Assemble all lines in which the string "index" appears.
-- GIVEN INFORMATION start --
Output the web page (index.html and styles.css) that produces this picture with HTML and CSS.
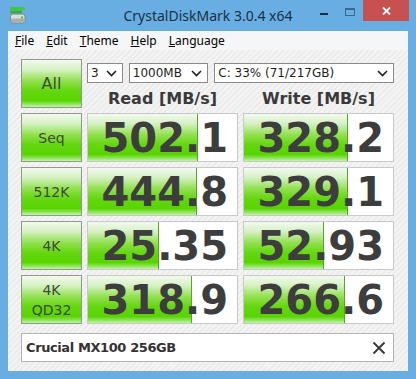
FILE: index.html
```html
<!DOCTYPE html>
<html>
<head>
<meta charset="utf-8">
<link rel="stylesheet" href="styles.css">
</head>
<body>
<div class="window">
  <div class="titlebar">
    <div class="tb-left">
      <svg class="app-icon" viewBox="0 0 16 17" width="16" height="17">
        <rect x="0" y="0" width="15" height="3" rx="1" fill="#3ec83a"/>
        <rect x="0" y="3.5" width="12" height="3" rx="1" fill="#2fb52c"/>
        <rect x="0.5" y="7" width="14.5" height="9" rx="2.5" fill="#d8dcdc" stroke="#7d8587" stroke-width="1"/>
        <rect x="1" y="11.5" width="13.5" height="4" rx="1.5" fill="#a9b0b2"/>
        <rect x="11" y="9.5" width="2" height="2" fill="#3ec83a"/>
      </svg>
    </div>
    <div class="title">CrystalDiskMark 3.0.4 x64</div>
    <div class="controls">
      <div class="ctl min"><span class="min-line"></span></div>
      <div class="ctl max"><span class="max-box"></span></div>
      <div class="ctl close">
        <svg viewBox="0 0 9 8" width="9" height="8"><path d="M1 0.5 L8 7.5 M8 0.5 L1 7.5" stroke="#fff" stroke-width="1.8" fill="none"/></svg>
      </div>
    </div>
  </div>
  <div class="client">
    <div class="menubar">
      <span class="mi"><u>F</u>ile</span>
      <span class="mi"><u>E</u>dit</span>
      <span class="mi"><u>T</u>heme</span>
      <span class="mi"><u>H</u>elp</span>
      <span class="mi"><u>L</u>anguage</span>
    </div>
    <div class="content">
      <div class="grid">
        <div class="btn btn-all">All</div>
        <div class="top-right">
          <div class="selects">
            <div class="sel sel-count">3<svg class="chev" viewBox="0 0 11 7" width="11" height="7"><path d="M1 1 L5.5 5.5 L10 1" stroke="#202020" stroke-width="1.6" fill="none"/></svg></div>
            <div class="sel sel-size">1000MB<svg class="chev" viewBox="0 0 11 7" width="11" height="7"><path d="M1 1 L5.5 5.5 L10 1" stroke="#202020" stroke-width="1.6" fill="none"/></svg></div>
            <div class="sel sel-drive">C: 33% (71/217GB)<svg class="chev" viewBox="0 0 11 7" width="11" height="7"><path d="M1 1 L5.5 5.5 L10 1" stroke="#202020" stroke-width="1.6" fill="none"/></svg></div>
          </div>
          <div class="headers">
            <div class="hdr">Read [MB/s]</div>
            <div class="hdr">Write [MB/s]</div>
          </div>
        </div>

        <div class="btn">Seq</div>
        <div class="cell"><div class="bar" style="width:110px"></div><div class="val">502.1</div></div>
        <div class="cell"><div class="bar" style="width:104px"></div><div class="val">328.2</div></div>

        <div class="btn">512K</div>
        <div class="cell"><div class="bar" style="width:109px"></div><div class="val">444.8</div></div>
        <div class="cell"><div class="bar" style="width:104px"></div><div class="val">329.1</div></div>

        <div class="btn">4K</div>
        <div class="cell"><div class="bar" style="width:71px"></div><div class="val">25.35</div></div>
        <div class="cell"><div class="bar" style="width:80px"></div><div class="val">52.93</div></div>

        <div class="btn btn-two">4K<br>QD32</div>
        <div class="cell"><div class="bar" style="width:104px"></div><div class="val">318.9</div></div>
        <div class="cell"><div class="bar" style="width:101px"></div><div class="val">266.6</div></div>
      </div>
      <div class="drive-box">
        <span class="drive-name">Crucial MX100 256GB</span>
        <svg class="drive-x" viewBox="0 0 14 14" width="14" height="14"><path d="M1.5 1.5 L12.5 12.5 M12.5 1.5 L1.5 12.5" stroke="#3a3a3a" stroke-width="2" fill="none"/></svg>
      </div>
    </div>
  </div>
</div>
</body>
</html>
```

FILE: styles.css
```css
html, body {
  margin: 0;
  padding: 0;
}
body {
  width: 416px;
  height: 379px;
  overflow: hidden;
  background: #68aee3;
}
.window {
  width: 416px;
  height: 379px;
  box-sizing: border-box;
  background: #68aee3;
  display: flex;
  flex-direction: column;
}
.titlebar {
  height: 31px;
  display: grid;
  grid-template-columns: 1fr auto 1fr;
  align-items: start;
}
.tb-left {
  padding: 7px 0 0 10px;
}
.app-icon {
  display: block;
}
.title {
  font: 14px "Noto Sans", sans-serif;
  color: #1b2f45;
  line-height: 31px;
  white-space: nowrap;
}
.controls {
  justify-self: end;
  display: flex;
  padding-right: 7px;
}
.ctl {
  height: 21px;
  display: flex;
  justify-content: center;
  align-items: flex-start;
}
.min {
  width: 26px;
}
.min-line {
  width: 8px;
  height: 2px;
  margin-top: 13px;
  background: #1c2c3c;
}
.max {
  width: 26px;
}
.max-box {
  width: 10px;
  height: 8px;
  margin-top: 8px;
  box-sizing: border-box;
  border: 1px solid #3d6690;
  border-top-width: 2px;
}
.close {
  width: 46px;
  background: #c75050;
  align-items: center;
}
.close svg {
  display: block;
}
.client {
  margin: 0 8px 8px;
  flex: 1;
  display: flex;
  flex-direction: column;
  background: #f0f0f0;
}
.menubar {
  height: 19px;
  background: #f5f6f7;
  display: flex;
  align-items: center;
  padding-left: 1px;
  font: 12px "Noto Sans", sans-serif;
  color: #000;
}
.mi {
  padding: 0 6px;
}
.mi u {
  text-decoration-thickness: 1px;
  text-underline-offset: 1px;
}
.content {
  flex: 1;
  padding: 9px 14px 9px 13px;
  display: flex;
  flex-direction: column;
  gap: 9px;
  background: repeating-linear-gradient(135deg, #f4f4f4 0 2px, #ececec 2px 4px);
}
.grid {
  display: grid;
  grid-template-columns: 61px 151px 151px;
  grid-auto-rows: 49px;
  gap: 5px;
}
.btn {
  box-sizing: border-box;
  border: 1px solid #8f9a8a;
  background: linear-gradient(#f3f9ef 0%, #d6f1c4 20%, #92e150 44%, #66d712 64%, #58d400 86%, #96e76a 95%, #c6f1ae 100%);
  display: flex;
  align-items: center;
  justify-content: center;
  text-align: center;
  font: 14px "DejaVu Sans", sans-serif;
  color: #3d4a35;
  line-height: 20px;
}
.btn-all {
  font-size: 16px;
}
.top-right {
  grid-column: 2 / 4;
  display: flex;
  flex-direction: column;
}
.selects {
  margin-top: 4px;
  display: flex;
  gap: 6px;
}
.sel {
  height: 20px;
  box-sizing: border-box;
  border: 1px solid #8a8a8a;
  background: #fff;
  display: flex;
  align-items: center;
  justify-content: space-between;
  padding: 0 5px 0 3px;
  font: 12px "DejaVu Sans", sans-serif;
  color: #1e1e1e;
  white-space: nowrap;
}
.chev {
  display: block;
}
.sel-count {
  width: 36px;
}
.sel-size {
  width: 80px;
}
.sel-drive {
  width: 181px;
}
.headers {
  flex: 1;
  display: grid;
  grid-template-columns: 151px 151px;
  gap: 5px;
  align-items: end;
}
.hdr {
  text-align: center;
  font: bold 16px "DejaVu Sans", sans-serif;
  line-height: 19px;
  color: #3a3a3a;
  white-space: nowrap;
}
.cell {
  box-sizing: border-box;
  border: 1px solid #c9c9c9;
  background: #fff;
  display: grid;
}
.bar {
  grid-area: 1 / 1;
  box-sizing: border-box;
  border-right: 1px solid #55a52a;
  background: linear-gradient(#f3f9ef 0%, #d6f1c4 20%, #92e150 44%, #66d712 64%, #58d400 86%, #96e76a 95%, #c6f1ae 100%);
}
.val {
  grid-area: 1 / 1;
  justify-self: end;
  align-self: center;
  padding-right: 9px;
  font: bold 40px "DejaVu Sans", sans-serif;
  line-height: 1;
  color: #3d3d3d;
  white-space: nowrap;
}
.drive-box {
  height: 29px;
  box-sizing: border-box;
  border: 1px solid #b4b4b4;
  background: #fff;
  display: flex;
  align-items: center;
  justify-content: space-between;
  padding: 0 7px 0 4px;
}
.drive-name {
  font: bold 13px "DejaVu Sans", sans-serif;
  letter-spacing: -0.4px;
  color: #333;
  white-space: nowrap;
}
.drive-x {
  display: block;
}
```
-- GIVEN INFORMATION end --
RESPONSE FOR THIS EXERCISE:
Output the web page (index.html and styles.css) that produces this picture with HTML and CSS.
FILE: index.html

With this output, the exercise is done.